- **TASK GOAL**: From the entries below, please gather each line containing the string "this".

- **DATA SUPPLIED**:
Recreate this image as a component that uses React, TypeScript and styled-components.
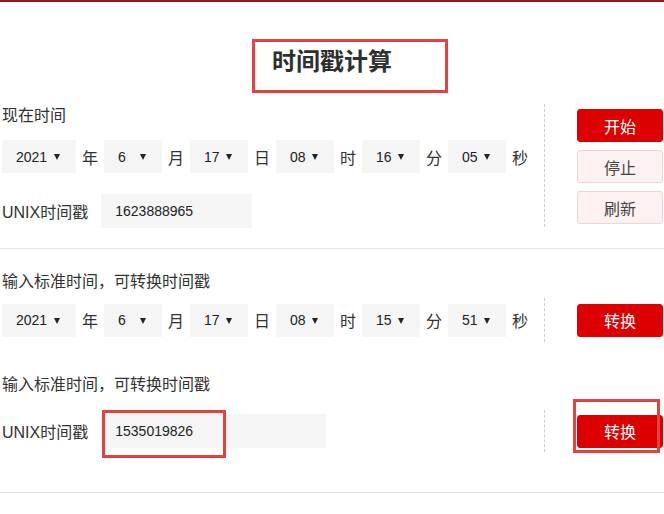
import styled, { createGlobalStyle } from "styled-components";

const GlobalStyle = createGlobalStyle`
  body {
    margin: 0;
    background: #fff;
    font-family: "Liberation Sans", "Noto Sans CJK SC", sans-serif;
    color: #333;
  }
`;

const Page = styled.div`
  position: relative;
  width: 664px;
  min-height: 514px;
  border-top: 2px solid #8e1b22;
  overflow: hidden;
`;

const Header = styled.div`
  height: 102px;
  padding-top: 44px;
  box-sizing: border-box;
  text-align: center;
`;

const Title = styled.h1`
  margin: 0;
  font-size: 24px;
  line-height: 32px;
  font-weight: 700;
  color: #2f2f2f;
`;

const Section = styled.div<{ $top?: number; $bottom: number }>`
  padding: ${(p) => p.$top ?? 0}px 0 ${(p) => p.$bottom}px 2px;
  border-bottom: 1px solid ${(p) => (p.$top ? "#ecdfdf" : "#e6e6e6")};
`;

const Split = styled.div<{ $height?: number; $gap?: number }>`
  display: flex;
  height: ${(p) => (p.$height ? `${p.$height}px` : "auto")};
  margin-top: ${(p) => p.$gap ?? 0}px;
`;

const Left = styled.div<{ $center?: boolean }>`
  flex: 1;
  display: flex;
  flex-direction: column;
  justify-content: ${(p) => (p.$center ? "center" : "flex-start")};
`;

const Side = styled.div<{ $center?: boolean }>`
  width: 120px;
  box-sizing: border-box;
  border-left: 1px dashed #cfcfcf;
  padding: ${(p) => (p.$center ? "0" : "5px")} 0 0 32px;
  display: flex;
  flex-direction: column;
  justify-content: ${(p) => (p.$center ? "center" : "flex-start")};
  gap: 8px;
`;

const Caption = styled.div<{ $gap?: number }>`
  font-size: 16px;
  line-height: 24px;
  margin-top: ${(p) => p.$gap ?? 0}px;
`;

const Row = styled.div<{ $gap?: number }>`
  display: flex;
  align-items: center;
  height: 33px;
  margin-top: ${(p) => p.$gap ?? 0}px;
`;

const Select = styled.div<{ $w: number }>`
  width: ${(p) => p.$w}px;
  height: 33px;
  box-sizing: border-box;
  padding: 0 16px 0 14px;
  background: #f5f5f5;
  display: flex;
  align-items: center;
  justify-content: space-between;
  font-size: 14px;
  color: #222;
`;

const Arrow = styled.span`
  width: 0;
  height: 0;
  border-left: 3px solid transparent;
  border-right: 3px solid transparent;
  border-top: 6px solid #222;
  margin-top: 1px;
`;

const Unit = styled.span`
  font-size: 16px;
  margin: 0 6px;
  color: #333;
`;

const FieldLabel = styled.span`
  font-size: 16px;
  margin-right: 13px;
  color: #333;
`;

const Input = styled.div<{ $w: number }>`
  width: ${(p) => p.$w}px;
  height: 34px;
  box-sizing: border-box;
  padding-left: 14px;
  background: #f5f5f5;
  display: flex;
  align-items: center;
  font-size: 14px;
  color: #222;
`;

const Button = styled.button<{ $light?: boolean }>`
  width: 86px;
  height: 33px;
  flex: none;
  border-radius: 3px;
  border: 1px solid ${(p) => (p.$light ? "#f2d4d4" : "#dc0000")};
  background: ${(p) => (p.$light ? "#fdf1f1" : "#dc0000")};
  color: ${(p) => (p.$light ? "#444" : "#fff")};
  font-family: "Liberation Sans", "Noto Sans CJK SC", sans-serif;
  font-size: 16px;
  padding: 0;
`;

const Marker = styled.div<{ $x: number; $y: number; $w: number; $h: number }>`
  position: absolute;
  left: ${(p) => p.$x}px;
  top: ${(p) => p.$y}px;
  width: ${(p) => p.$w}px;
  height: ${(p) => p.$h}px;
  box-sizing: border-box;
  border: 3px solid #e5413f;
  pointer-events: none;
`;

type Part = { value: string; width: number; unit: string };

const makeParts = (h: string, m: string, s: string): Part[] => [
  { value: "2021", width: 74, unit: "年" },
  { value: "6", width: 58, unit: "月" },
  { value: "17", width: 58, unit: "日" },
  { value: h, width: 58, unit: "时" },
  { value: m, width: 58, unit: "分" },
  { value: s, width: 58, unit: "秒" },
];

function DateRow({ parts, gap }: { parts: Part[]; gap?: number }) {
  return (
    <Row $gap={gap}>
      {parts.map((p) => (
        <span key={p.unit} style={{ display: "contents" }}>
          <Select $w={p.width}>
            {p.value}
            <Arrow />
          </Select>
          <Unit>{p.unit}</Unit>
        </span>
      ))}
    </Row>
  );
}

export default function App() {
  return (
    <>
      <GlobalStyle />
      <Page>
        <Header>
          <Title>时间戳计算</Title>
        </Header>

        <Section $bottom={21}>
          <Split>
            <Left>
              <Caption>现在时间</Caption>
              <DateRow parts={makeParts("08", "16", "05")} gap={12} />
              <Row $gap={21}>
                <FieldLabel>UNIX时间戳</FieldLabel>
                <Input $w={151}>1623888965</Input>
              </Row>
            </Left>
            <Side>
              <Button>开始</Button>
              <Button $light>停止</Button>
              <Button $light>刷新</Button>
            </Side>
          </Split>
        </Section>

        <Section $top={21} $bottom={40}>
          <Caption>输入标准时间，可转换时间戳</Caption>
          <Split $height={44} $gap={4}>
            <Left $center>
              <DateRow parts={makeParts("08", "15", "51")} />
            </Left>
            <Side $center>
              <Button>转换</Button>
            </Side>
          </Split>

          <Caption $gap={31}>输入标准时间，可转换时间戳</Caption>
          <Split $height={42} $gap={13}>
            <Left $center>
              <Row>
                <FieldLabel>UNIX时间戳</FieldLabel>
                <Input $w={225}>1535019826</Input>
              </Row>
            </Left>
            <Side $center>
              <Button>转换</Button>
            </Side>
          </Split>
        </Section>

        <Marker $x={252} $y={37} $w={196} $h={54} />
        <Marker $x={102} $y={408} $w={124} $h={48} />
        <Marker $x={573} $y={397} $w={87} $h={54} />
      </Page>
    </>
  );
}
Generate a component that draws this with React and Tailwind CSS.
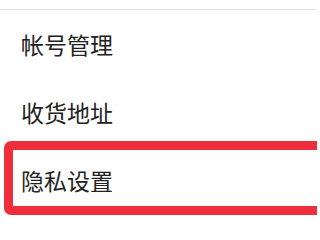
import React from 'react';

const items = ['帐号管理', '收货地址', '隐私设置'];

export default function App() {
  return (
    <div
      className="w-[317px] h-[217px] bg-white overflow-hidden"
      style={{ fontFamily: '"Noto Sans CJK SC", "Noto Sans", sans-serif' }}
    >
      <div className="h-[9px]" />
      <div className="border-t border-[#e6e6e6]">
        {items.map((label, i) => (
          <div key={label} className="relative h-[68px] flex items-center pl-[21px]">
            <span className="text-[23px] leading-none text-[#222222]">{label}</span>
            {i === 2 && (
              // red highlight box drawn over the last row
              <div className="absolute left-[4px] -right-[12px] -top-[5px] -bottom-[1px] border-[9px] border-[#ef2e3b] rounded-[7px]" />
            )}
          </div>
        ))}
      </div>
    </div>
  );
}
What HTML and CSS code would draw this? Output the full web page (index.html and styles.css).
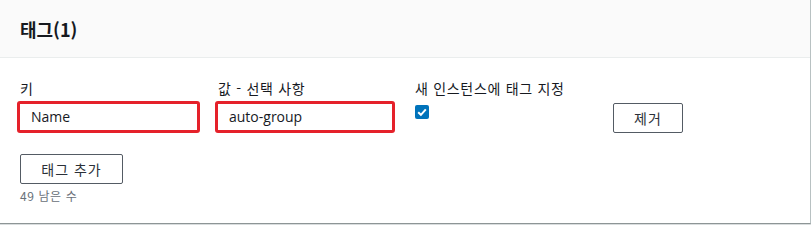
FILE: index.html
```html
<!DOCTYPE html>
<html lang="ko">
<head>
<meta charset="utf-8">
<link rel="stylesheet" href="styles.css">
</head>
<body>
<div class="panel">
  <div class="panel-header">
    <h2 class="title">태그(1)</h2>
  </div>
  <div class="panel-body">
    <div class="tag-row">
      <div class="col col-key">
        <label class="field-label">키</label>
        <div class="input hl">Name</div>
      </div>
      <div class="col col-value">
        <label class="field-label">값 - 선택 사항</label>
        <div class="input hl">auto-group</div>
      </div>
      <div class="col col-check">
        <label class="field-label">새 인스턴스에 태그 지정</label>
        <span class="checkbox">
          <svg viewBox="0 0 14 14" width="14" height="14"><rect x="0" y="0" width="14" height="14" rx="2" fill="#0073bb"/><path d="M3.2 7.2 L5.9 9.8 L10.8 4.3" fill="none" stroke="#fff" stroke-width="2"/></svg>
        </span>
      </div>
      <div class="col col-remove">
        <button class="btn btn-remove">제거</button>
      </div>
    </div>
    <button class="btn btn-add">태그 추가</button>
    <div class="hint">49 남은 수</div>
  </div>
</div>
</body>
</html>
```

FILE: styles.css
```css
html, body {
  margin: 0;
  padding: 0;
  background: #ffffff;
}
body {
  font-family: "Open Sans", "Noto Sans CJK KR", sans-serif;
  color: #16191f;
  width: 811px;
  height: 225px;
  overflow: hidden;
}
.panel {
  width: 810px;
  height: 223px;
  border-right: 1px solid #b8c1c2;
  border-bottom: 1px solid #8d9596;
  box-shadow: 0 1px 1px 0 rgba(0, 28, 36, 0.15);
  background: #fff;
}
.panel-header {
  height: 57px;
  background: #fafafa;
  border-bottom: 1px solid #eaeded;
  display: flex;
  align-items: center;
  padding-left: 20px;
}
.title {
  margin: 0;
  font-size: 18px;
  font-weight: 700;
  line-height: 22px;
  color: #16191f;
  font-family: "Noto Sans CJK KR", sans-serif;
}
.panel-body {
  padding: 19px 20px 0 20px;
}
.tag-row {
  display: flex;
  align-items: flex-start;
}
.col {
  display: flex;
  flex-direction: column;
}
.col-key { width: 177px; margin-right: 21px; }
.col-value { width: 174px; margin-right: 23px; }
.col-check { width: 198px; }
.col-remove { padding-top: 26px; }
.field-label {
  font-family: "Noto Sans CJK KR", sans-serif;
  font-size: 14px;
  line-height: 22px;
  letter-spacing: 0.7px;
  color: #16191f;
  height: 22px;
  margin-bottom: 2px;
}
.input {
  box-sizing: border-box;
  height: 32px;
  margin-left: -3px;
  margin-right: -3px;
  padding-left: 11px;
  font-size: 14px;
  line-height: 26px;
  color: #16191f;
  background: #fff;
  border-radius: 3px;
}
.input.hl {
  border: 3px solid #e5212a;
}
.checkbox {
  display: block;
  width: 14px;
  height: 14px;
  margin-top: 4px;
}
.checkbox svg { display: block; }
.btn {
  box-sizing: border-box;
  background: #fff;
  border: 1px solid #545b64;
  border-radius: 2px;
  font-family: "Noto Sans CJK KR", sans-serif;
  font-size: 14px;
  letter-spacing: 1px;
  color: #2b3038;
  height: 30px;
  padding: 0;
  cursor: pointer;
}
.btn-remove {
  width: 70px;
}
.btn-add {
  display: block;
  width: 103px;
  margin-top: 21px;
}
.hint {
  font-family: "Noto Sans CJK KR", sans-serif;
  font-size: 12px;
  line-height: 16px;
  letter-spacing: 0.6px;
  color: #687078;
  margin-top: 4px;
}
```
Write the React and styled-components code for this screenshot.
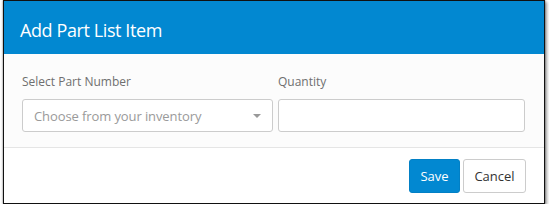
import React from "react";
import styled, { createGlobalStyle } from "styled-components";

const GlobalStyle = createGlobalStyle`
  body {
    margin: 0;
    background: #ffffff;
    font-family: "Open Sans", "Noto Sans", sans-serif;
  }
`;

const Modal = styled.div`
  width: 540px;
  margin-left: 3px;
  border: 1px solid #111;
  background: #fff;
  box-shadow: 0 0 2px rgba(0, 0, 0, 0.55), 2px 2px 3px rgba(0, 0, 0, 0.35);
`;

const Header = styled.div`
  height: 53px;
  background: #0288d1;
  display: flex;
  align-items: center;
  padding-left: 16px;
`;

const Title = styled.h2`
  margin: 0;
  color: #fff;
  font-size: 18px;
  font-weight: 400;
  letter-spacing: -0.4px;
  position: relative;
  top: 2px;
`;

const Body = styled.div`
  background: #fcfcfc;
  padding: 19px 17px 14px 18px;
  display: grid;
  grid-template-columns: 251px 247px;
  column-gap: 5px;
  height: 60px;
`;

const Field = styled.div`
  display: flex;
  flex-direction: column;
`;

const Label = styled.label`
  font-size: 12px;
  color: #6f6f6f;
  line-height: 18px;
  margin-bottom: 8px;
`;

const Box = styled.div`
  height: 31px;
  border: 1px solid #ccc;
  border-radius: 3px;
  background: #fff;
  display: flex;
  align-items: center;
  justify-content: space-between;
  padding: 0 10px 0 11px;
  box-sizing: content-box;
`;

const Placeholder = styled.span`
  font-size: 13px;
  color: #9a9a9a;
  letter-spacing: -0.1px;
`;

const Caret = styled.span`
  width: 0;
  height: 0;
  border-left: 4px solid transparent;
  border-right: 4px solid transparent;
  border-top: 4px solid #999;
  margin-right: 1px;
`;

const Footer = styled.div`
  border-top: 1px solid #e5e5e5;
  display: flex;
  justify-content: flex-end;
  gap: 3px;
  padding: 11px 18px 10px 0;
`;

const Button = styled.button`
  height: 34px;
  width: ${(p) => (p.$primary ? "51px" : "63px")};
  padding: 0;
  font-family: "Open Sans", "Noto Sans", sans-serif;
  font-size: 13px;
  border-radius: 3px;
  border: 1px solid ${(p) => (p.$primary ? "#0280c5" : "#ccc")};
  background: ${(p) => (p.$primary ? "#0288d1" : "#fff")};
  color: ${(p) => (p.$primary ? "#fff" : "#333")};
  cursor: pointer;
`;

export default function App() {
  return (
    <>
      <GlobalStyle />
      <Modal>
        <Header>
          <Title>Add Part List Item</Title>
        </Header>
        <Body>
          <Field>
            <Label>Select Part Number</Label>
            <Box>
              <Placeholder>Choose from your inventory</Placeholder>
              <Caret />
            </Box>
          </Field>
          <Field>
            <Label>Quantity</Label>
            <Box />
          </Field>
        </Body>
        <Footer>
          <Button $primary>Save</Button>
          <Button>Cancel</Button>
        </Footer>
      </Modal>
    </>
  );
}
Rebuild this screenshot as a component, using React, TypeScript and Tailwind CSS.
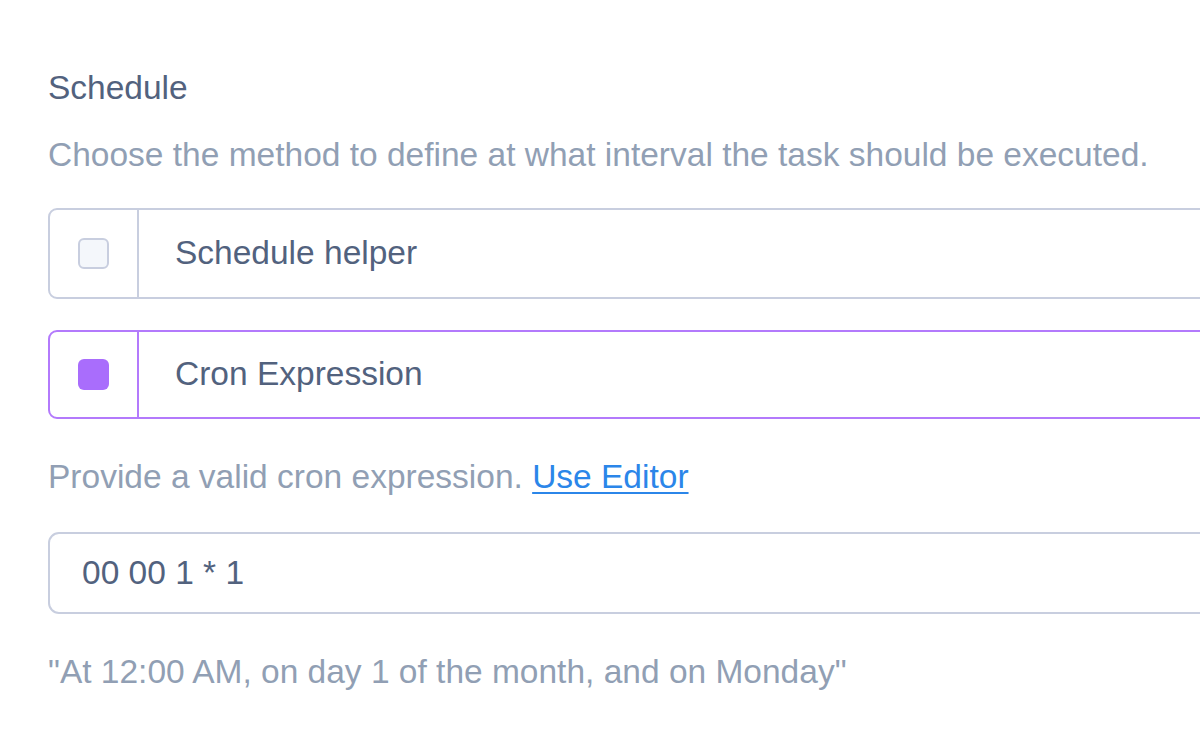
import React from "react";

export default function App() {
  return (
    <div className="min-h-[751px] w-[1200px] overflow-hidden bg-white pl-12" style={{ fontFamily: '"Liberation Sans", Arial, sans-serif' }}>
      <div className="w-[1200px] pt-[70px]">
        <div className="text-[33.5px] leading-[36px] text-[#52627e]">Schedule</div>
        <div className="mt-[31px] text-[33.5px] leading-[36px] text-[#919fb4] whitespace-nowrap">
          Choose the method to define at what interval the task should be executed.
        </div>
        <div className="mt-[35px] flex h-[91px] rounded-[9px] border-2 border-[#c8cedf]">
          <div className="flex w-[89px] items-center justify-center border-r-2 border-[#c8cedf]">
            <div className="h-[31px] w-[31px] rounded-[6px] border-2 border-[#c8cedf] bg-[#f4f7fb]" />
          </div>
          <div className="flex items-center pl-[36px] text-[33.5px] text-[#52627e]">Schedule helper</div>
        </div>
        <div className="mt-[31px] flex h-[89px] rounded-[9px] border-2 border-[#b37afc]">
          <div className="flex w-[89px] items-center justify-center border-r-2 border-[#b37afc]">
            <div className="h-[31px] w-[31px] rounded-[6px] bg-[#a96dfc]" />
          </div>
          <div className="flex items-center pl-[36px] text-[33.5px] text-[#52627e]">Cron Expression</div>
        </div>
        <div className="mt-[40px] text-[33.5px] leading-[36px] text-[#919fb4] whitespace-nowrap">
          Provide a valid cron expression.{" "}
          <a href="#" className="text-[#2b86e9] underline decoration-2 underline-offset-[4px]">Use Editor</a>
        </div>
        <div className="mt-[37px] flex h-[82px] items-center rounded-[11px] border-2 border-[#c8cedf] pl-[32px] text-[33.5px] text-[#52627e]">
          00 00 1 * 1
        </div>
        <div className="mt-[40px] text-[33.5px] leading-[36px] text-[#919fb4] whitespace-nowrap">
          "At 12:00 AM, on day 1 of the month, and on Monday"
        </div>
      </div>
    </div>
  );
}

- **WORKED ANSWER**:
Recreate this image as a component that uses React, TypeScript and styled-components.
Generate a component that draws this with React and Tailwind CSS.
What HTML and CSS code would draw this? Output the full web page (index.html and styles.css).
Write the React and styled-components code for this screenshot.
Rebuild this screenshot as a component, using React, TypeScript and Tailwind CSS.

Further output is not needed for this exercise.